Affect and Embodiment

I lay in the bathtub thinking, being. My head rests on the porcelain base, soft water nuzzling the sides of my face. The contrast between sensations — hard and soft — makes me feel unease; as if to relax into the warmth of the caressing water would inspire the hard porcelain to reach up and bash my head. I’ve been here before. 

As my head cautiously begins to relax into the water my ears begin to fill and empty, pressure building until the pop. Isn’t that how it goes, pressure before the pop and then relief? I can feel the waves form around me from the expansion and collapse of my lungs. The waves start to move me. I make the waves that move me. There is peace in this. I sway to myself.

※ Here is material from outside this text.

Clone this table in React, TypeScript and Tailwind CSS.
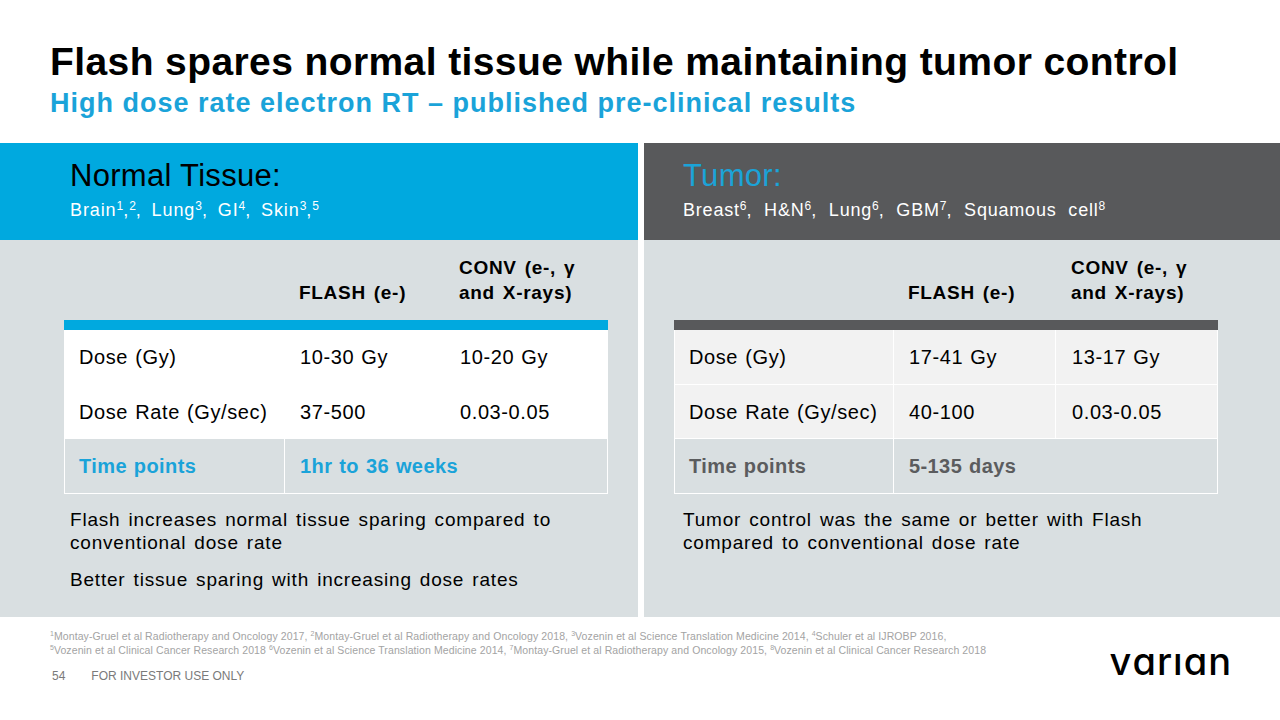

I stare up at the shower head. It drips gentle drops of water. I don’t feel them. Can I be just Erin? 

I take a breath to speak. The air rushes in and weighs me down. Is it the outside that has come in, or is the weight just me? I fade bearing the weight of it. Of me?

Cancer.

Is it death?

The familiar burn comes. It starts in the middle and stretches up my neck, fills my ears with fire. My heart beats purposefully, hard. My vision narrows and expands simultaneously. I stare up at the shower head as the pieces of stability under my feet crumble and give way to the weight of my breath, the weight of my insides. I am falling. The waves from my lungs crash against my face, tickle my nostrils and threaten to pull me under, against the hard porcelain. 

Hard porcelain. I pull my legs into the waves with me, place my feet flush against the smooth density. I am aware of the warmth in my body, pressed against neutral, dead clay. It is enough to slow the thrashing, the beating, the burning.